Dans mes pas : Jean-Louis Etienne et son éloge de la marche
- Écrit par : Serge Bressan
Par Serge Bressan - Lagrandeparade.fr / Voici un texte délicieux. Avec un joli titre qui incite à l’invite : « Dans mes pas », l’explorateur et médecin Jean-Louis Etienne raconte « la vitrine de l’audace », autrement dit, la marche. Qui, rappelle-t-il, est la vie… Il fut surnommé le « marcheur du pôle ». Sa vie pourrait être résumé en une formule certes usée mais toujours efficace : l’aventure, c’est l’aventure. A 71 ans, Jean-Louis Etienne n’est pas homme à se retourner sur son passé. Il pétille de projets- celui du moment, c’est Polar Pod, une station spatiale océanique qui dérivera dans le courant circumpolaire de l’Antarctique entre 50° et 55° sud, 125 mètres de haut dont les deux tiers sont immergés, surmontée d’une nacelle où se relaieront quatre scientifiques et trois marins qui vont étudier in situ les impacts du climat sur le principal puits de carbone de la planète. « C’est une vitrine de l’audace », dit encore Jean-Louis Etienne, né dans le Tarn dans le village de Vielmur-sur-Agout et qui aime dire : « Je suis un fils de Jules Verne ». C’est lui aussi qu’on retrouve en librairies avec « Dans mes pas », un livre entre souvenirs, méthode et art de vivre.

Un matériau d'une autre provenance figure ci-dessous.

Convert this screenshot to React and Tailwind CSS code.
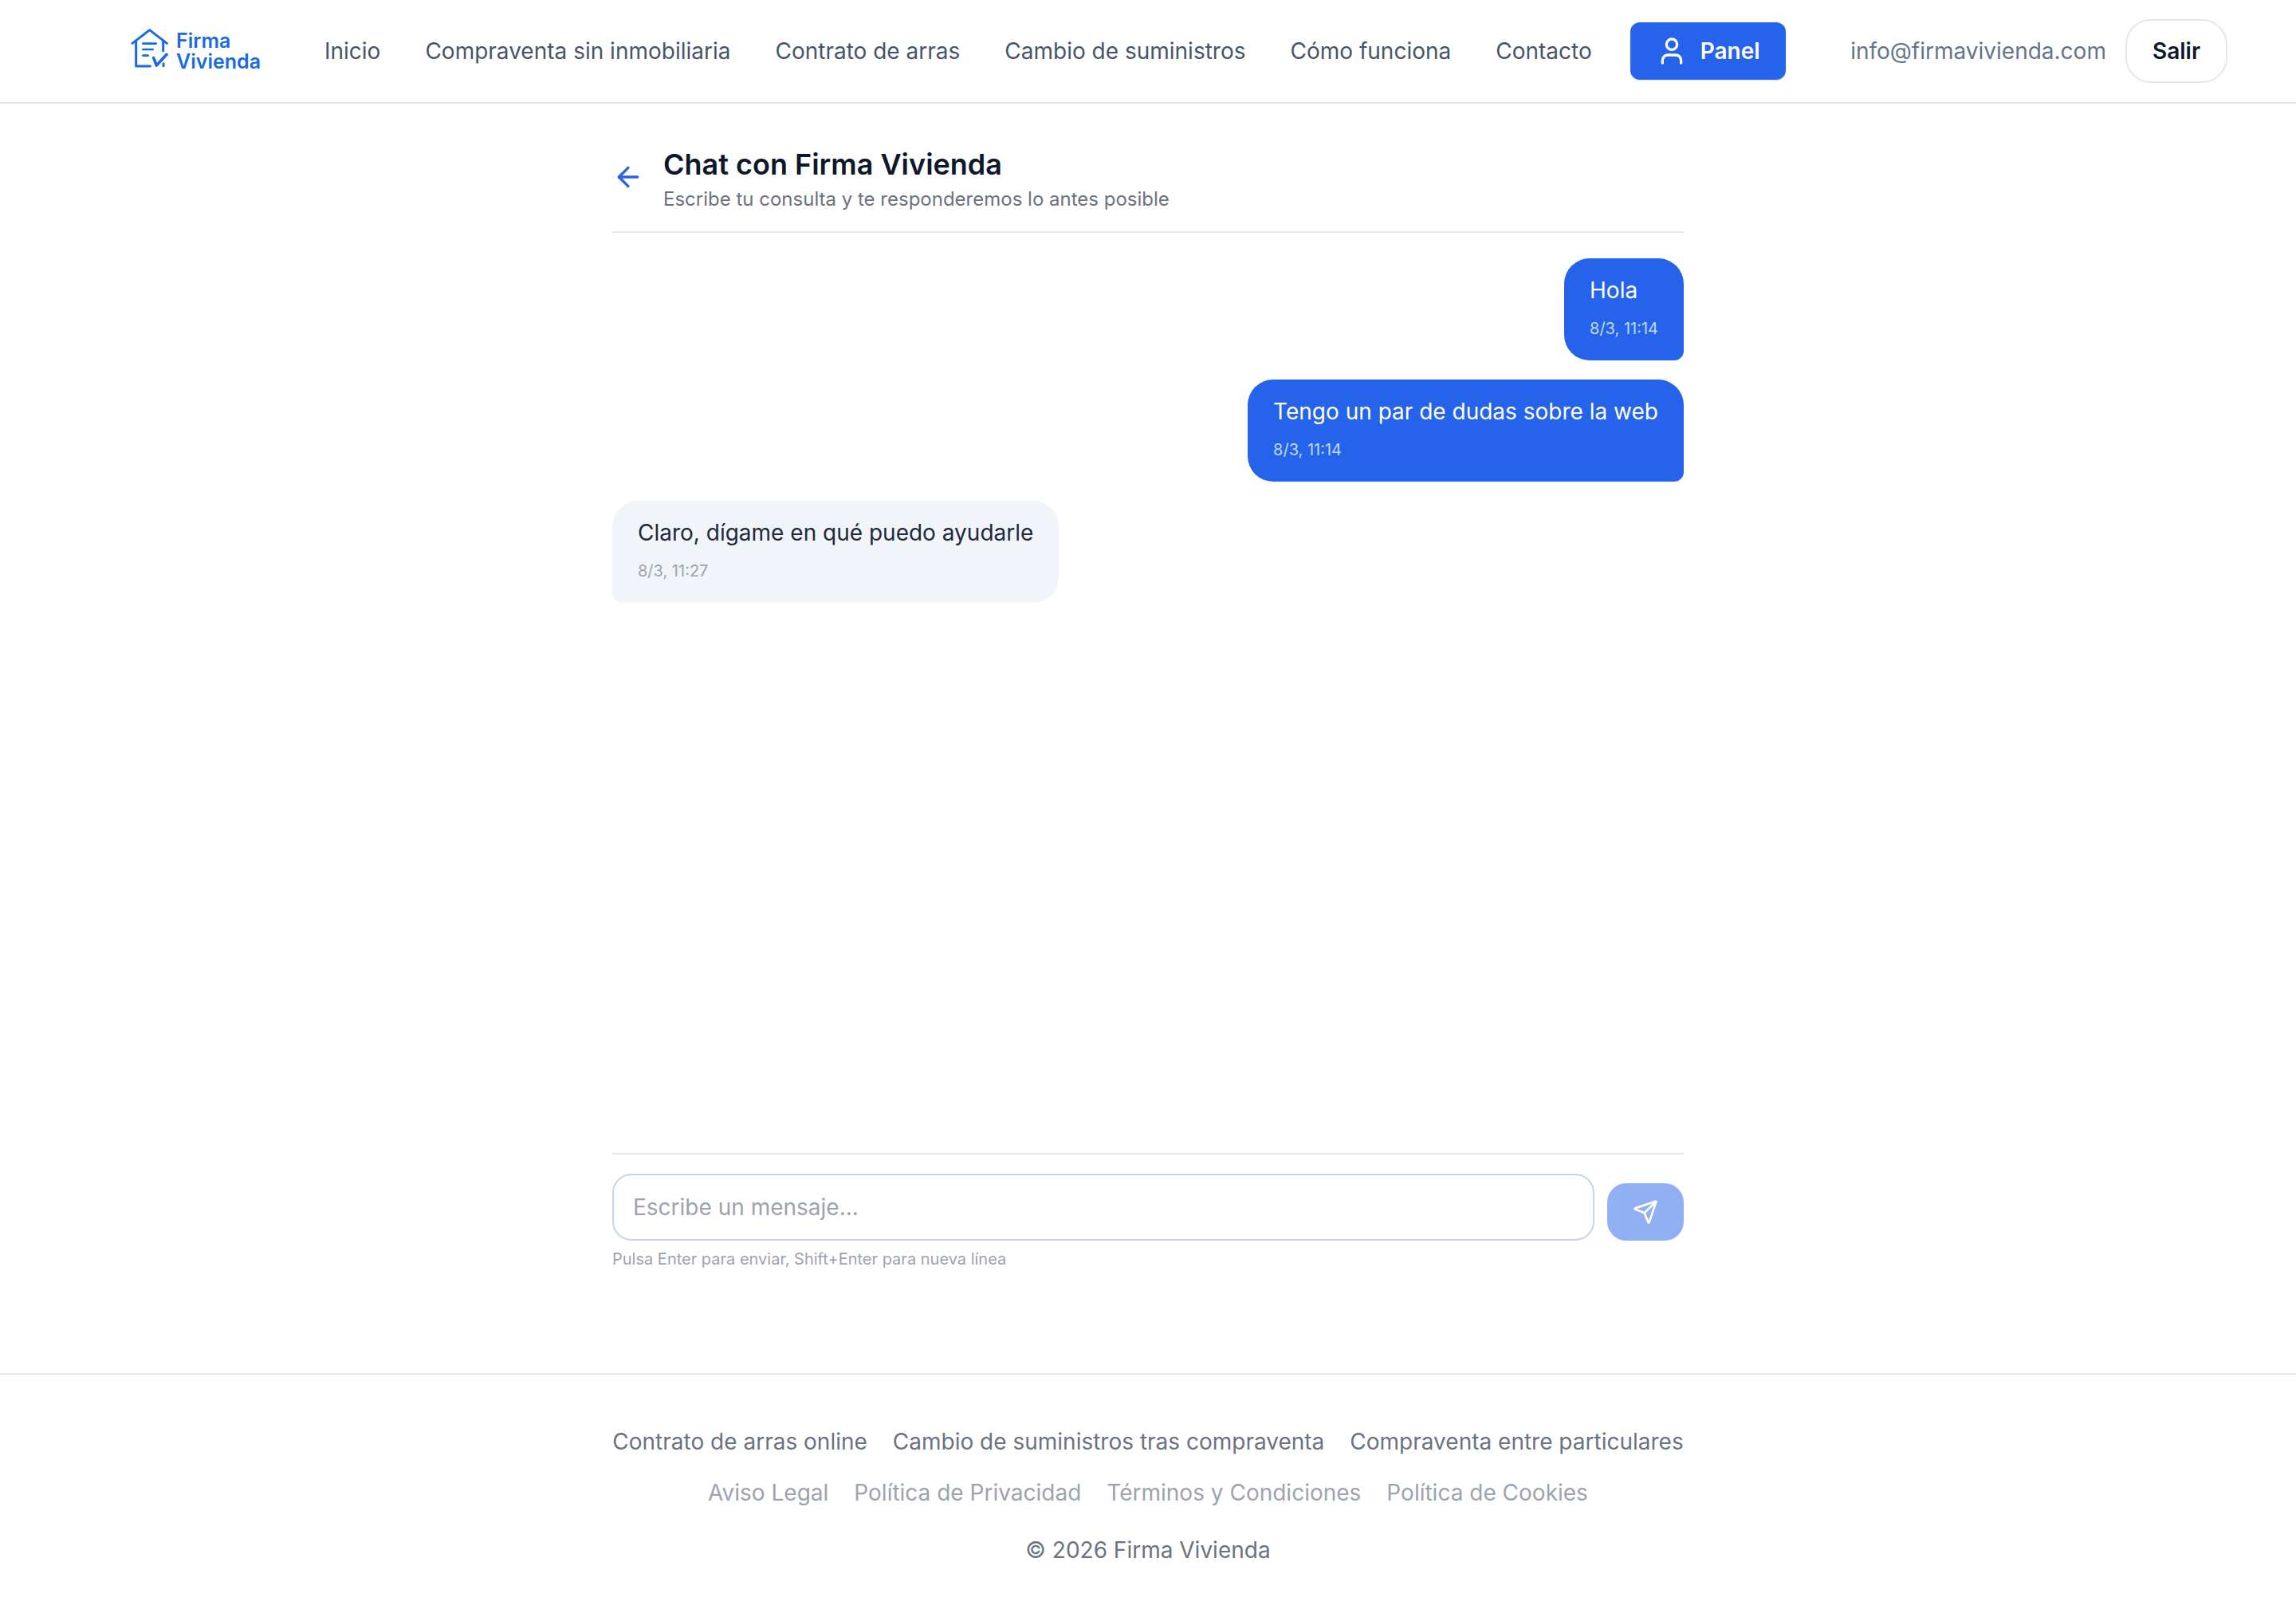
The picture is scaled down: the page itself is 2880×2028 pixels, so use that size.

Homme tant de réflexion d’action, explorateur et médecin, il confie : « Toute ma vie, j’ai marché. En ville, à la campagne ou dans mes expéditions. Je mesure aujourd’hui ce que la marche m’a apporté sur tous les plans, physique, mental, affectif. J’ai toujours en mémoire les émotions que la marche, à la juste mesure du temps, avive ». Avec la complicité d’Isabelle Marrier, il nous invite à nous mettre dans ses pas- encore : « De mes souvenirs d’enfance, mes expériences du grand dehors, ma lecture de médecin, je vous livre le récit des pas qui comptent dans cette forme de vade-mecum du marcheur ». Dans mes pas, c’est aussi le livre qui explique, en mots souvent emplis de poésie entre immensité glacée et chaleur humaine, comment la marche, ce temps avec soi qui structure l’esprit, a permis à Jean-Louis Etienne de s’affirmer tout au long de sa vie et a fait de lui un homme libre. Dans un beau prologue, l’auteur dresse un « inventaire des pas qui comptent », et quand il se lance, il raconte que « tout au long de ma vie, je m’en suis allé » : « Parfois, je fuis un malaise diffus un sentiment flou et prégnant de m’être égaré dans un monde qui n’est pas le mien. Plutôt que d’étouffer, je pars. La décision s’impose à moi. La fugue n’est pour moi ni un voyage, ni une promenade, ni une errance, encore moins une fuite irresponsable. Elle relève d’un ressaisissement. S’accorder à son souffle en empruntant un chemin de traverse simplifie tout ».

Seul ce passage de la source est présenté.